» **SHORT EXERCISE**:
Retype only what runs from the beginning of the data through the line with "<router-page></router-page>"; please omit the pictures and keep every line exact.

─── DATA EXCERPT

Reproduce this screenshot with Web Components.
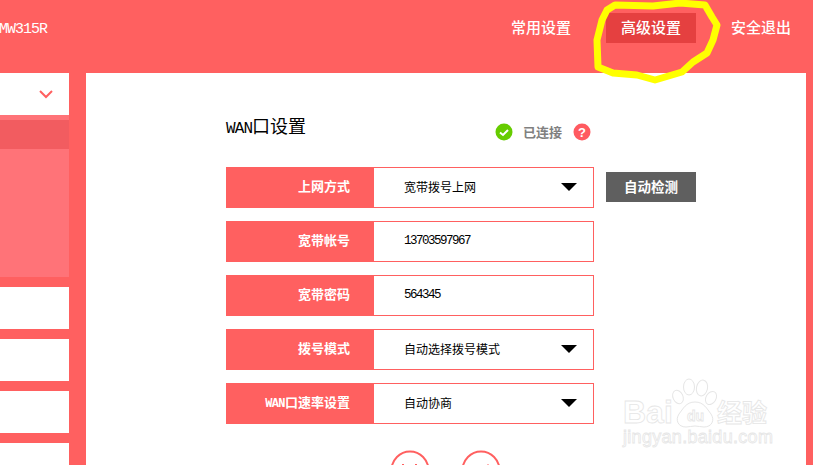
<!DOCTYPE html>
<html>
<head>
<meta charset="utf-8">
<title>WAN</title>
<style>
  html, body { margin: 0; padding: 0; background: #ff6060; }
</style>
</head>
<body>
<router-page></router-page>

<script>
class RouterHeader extends HTMLElement {
  constructor() {
    super();
    const shadow = this.attachShadow({ mode: 'open' });
    shadow.innerHTML = `
      <style>
        :host {
          display: flex;
          flex: none;
          align-items: flex-start;
          height: 73px;
          background: #ff6060;
          color: #fff;
          font-family: "Noto Sans CJK SC", sans-serif;
        }
        .model {
          flex: 1;
          margin: 22px 0 0 -1px;
          font: 15px/16px "Liberation Mono", monospace;
          letter-spacing: -1px;
        }
        nav {
          display: flex;
          gap: 20px;
          margin: 13px 7px 0 0;
        }
        a {
          display: block;
          width: 90px;
          height: 30px;
          line-height: 28px;
          text-align: center;
          font-size: 15px;
          font-weight: 500;
          color: #fff;
          text-decoration: none;
        }
        a.on { background: #e54040; }
      </style>
      <span class="model">MW315R</span>
      <nav>
        <a href="#">常用设置</a>
        <a href="#" class="on">高级设置</a>
        <a href="#">安全退出</a>
      </nav>`;
  }
}

class SideMenu extends HTMLElement {
  constructor() {
    super();
    const shadow = this.attachShadow({ mode: 'open' });
    shadow.innerHTML = `
      <style>
        :host {
          display: flex;
          flex: none;
          flex-direction: column;
          width: 69px;
          margin-right: 17px;
        }
        :host > * { flex: none; }
        .top {
          display: flex;
          justify-content: flex-end;
          align-items: center;
          height: 42px;
          padding-right: 16px;
          box-sizing: border-box;
          background: #fff;
        }
        .open {
          height: 162px;
          padding-top: 5px;
          box-sizing: border-box;
          background: #ff7378;
          margin-bottom: 10px;
        }
        .open div { height: 29px; background: #f25c60; }
        .item { height: 42px; background: #fff; margin-bottom: 10px; }
      </style>
      <div class="top">
        <svg width="14" height="9" viewBox="0 0 14 9"><path d="M1 1l6 6 6-6" fill="none" stroke="#ff6060" stroke-width="2"/></svg>
      </div>
      <div class="open"><div></div></div>
      <div class="item"></div>
      <div class="item"></div>
      <div class="item"></div>
      <div class="item"></div>`;
  }
}

class FormRow extends HTMLElement {
  constructor() {
    super();
    const shadow = this.attachShadow({ mode: 'open' });
    const arrow = this.hasAttribute('select')
      ? '<svg width="16" height="8" viewBox="0 0 16 8"><path d="M0 0h16L8 8z" fill="#000"/></svg>'
      : '';
    shadow.innerHTML = `
      <style>
        :host {
          display: flex;
          width: 368px;
          height: 41px;
          box-sizing: border-box;
          font-family: "Noto Sans CJK SC", sans-serif;
          font-size: 12px;
        }
        .label {
          flex: none;
          width: 148px;
          padding-right: 24px;
          box-sizing: border-box;
          background: #ff6060;
          color: #fff;
          font-size: 13px;
          font-weight: 700;
          text-align: right;
          line-height: 38px;
        }
        .field {
          flex: 1;
          display: flex;
          align-items: center;
          justify-content: space-between;
          padding: 0 16px 2px 30px;
          border: 1px solid #ff6060;
          border-left: none;
          color: #000;
        }
      </style>
      <div class="label"><slot name="label"></slot></div>
      <div class="field"><slot></slot>${arrow}</div>`;
  }
}

class WanPanel extends HTMLElement {
  constructor() {
    super();
    const shadow = this.attachShadow({ mode: 'open' });
    shadow.innerHTML = `
      <style>
        :host {
          display: block;
          flex: 1;
          background: #fff;
          padding: 42px 0 0 140px;
          overflow: hidden;
          font-family: "Noto Sans CJK SC", sans-serif;
        }
        .head {
          display: flex;
          align-items: center;
          width: 368px;
          height: 22px;
          margin-bottom: 30px;
        }
        h1 {
          flex: 1;
          margin: 0;
          font-size: 18px;
          font-weight: 400;
          color: #000;
          line-height: 22px;
        }
        h1 span { font: 16px "Liberation Mono", monospace; letter-spacing: -.9px; }
        .status {
          display: flex;
          align-items: center;
          margin: 11px 3px 0 0;
          font-size: 13px;
          font-weight: 700;
          color: #808080;
        }
        .status svg:first-child { margin-right: 10px; }
        .status svg:last-child { margin-left: 11px; }
        .line { display: flex; align-items: flex-start; gap: 12px; }
        .rows { display: flex; flex-direction: column; gap: 13px; }
        button {
          width: 90px;
          height: 30px;
          margin-top: 5px;
          padding: 0 0 2px;
          border: none;
          background: #5f5f5f;
          color: #fff;
          font: 700 13.5px "Noto Sans CJK SC", sans-serif;
        }
        .actions { display: flex; gap: 31px; margin: 26px 0 0 164px; }
        .actions svg { display: block; flex: none; }
      </style>
      <div class="head">
        <h1><span>WAN</span>口设置</h1>
        <div class="status">
          <svg width="18" height="18" viewBox="0 0 18 18"><circle cx="9" cy="9" r="8.5" fill="#66cc00"/><path d="M5 9.5l3 2.5 5-5" fill="none" stroke="#fff" stroke-width="2"/></svg>
          已连接
          <svg width="18" height="18" viewBox="0 0 18 18"><circle cx="9" cy="9" r="8.5" fill="#ff5a60"/><text x="9" y="13.5" text-anchor="middle" font-family="Liberation Sans" font-size="13" font-weight="700" fill="#fff">?</text></svg>
        </div>
      </div>
      <div class="line">
        <div class="rows"><slot></slot></div>
        <button>自动检测</button>
      </div>
      <div class="actions">
        <svg width="40" height="40" viewBox="0 0 40 40"><circle cx="20" cy="20" r="18.5" fill="none" stroke="#ff6060" stroke-width="2"/><path d="M13 14v1.500M26 14v1.500" stroke="#ff6060" stroke-width="2"/></svg>
        <svg width="40" height="40" viewBox="0 0 40 40"><circle cx="20" cy="20" r="18.5" fill="none" stroke="#ff6060" stroke-width="2"/><path d="M27 14v1.500" stroke="#ff9a9a" stroke-width="1.500"/></svg>
      </div>`;
  }
}

class BaiduMark extends HTMLElement {
  constructor() {
    super();
    const shadow = this.attachShadow({ mode: 'open' });
    shadow.innerHTML = `
      <style>
        :host { position: absolute; left: 620px; top: 375px; width: 155px; height: 80px; pointer-events: none; }
        svg { display: block; }
        text { fill: #fff; stroke: #e6e6e6; stroke-width: .8px; }
      </style>
      <svg width="155" height="80" viewBox="0 0 155 80">
        <text x="3" y="48" font-family="Liberation Sans" font-size="32" font-weight="700">Bai</text>
        <g fill="#fff" stroke="#e6e6e6" stroke-width="1">
          <ellipse cx="58" cy="22" rx="5" ry="7" transform="rotate(-25 58 22)"/>
          <ellipse cx="69" cy="12" rx="5.500" ry="8"/>
          <ellipse cx="82" cy="13" rx="5.500" ry="8" transform="rotate(12 82 13)"/>
          <ellipse cx="91" cy="23" rx="5" ry="7" transform="rotate(30 91 23)"/>
          <path d="M66 52c-8 0-11-7-7-13 4-5 7-12 16-12s12 7 16 12c4 6 1 13-7 13-3 0-6-1-9-1s-6 1-9 1z"/>
        </g>
        <text x="67" y="46" font-family="Liberation Sans" font-size="14" font-weight="700">du</text>
        <text x="97" y="47" font-family="Noto Sans CJK SC" font-size="25" font-weight="700">经验</text>
        <text x="3" y="68" font-family="Liberation Sans" font-size="18" letter-spacing=".3">jingyan.baidu.com</text>
      </svg>`;
  }
}

class RouterPage extends HTMLElement {
  constructor() {
    super();
    const shadow = this.attachShadow({ mode: 'open' });
    shadow.innerHTML = `
      <style>
        :host {
          display: flex;
          flex-direction: column;
          position: relative;
          width: 813px;
          height: 465px;
          overflow: hidden;
          background: #ff6060;
        }
        .body { display: flex; height: 392px; padding-right: 7px; }
        .scribble { position: absolute; left: 0; top: 0; pointer-events: none; }
        .num { font: 12.5px "Liberation Mono", monospace; letter-spacing: -1.500px; }
        .wan { font: 700 12px "Liberation Mono", monospace; letter-spacing: -.6px; }
      </style>
      <router-header></router-header>
      <div class="body">
        <side-menu></side-menu>
        <wan-panel>
          <form-row select><span slot="label">上网方式</span>宽带拨号上网</form-row>
          <form-row><span slot="label">宽带帐号</span><span class="num">13703597967</span></form-row>
          <form-row><span slot="label">宽带密码</span><span class="num">564345</span></form-row>
          <form-row select><span slot="label">拨号模式</span>自动选择拨号模式</form-row>
          <form-row select><span slot="label"><span class="wan">WAN</span>口速率设置</span>自动协商</form-row>
        </wan-panel>
      </div>
      <baidu-mark></baidu-mark>
      <svg class="scribble" width="813" height="465">
        <path d="M615 5L653 6L680 3L705 5L712 17L717 25L713 40L707 53L693 62L682 72L655 80L637 75L613 73L598 67L597 40L602 20L607 10Z" fill="none" stroke="#ffff00" stroke-width="7" stroke-linejoin="round"/>
      </svg>`;
  }
}

customElements.define('router-header', RouterHeader);
customElements.define('side-menu', SideMenu);
customElements.define('form-row', FormRow);
customElements.define('wan-panel', WanPanel);
customElements.define('baidu-mark', BaiduMark);
customElements.define('router-page', RouterPage);
</script>
</body>
</html>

──────

» **REPLY**:
Reproduce this screenshot with Web Components.
<!DOCTYPE html>
<html>
<head>
<meta charset="utf-8">
<title>WAN</title>
<style>
  html, body { margin: 0; padding: 0; background: #ff6060; }
</style>
</head>
<body>
<router-page></router-page>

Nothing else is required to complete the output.